これは「基礎基盤は、砂・砂礫が主体であり、軟弱な粘性土層は確認されていない」としていた当初の設計条件がまったく誤っていたことを示しており、設計概要の全面的なやり直しは避けられない。このままでは基地建設そのものが不可能であるため、基礎基盤の広範な地盤改良、ケーソン護岸の大幅な構造変更が求められ、それには公有水面埋立法にもとづく知事の承認が必須となる。軟弱地盤はさらに広範囲に及ぶ可能性があるが、より全面的な土質調査結果についての市民の情報公開請求に対し、沖縄防衛局は「不存在」として開示していない。工事が進めば、明るみに出さざるを得ない。

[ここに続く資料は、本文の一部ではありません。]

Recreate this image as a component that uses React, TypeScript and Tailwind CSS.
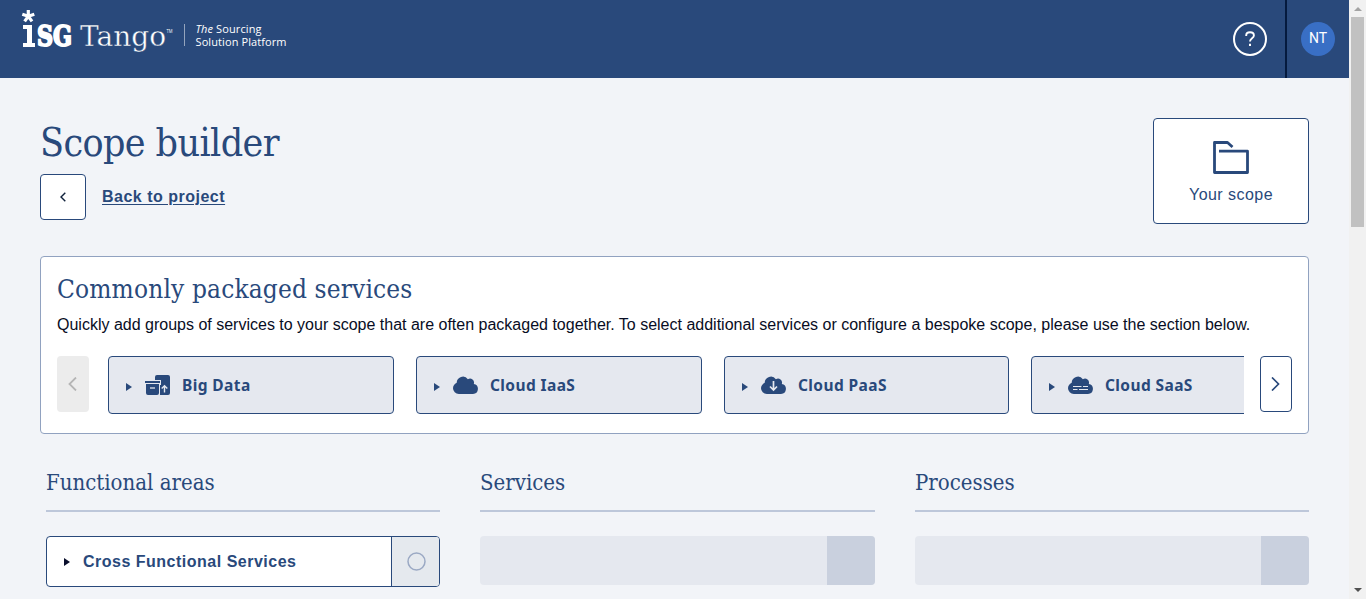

さらに辺野古新基地予定地の周辺にある国立沖縄工業専門学校、辺野古弾薬庫、久辺小・中学校、辺野古区や豊原区などの集落、沖縄電力などの通信事業者の鉄塔が、米国防総省の飛行場設置基準の高さ制限をこえている問題が明らかになっている。安倍政府は「米側との調整で高さ制限の適用は除外される」「離着陸は基本的に海上とすることで合意している」などと弁明した。一方で、沖電の鉄塔だけは撤去や移設の依頼協議をおこなっており、安全が最優先されるべき学校や住宅を安全基準の適用から除外するというあるまじき判断を見せている。
これらの問題を考慮して沖縄県は、辺野古新基地建設は埋め立て工事に5年、軟弱地盤の改良工事に5年、埋め立て後の施設整備に3年の計13年を要し、総事業費は当初の10倍に及ぶ2・5兆円に達すると試算している。国の偽装が明らかになるたびに計画の大幅な変更にともなう知事認可が求められ、無視すればするほど見切り発車した工事のツケが雪だるま式に膨らんでいくことになる。
来年2月の県民投票で圧倒的な県民の反対意志が示された場合は、沖縄県はより強力な根拠をもって「承認撤回」を発することができ、「民意がわからない」とお茶を濁してきた裁判所の判断をも縛り付ける効力をもつことは疑いない。